= Vigilante (insecticide) =

Brand of agricultural insecticide

Vigilante was an insecticide used with both dairy and beef cattle to reduce the number of flies in an agricultural area. It was usually formatted as a 50-gram bolus containing 9.7% diflubenzuron, an insect growth regulator which inhibits the formation of chitin and prevents insects from reproducing. The bolus was administered via balling gun. It was effective in reducing populations of horn flies and face flies for approximately 10–16 weeks. It was best used as part of an integrated pest management program in combination with other fly-control methods such as insecticidal tags, backrubbers, and periodic spraying.

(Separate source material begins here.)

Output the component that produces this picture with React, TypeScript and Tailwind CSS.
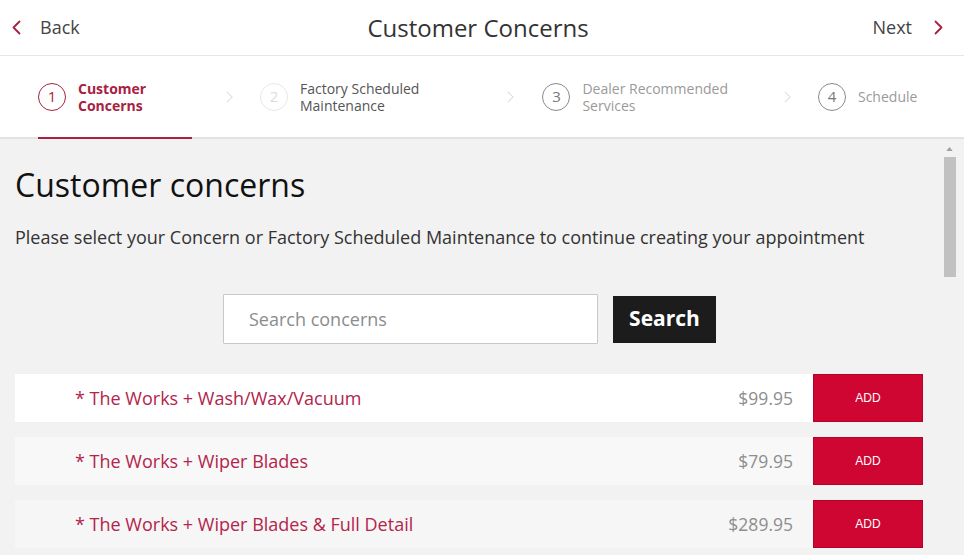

Vigilante was originally produced by American Cyanamid, and was the first larvicide marketed as a bolus. After the breakup of American Cyanamid, Vigilante was manufactured by Uniroyal Chemical and then by Chemtura. Chemtura was taken over by Lanxness in 2017. Lanxness does not sell Vigilante. Online searching in 2026 for the insecticide Vigilante uncovered no-one selling this product. It is assumed to be discontinued.

Other product containing diflubenzuron for feed-through control of flies are Clarifly (Central Garden & Pet) and JustiFly (Champion). They are in the form of a powder and not a bolus.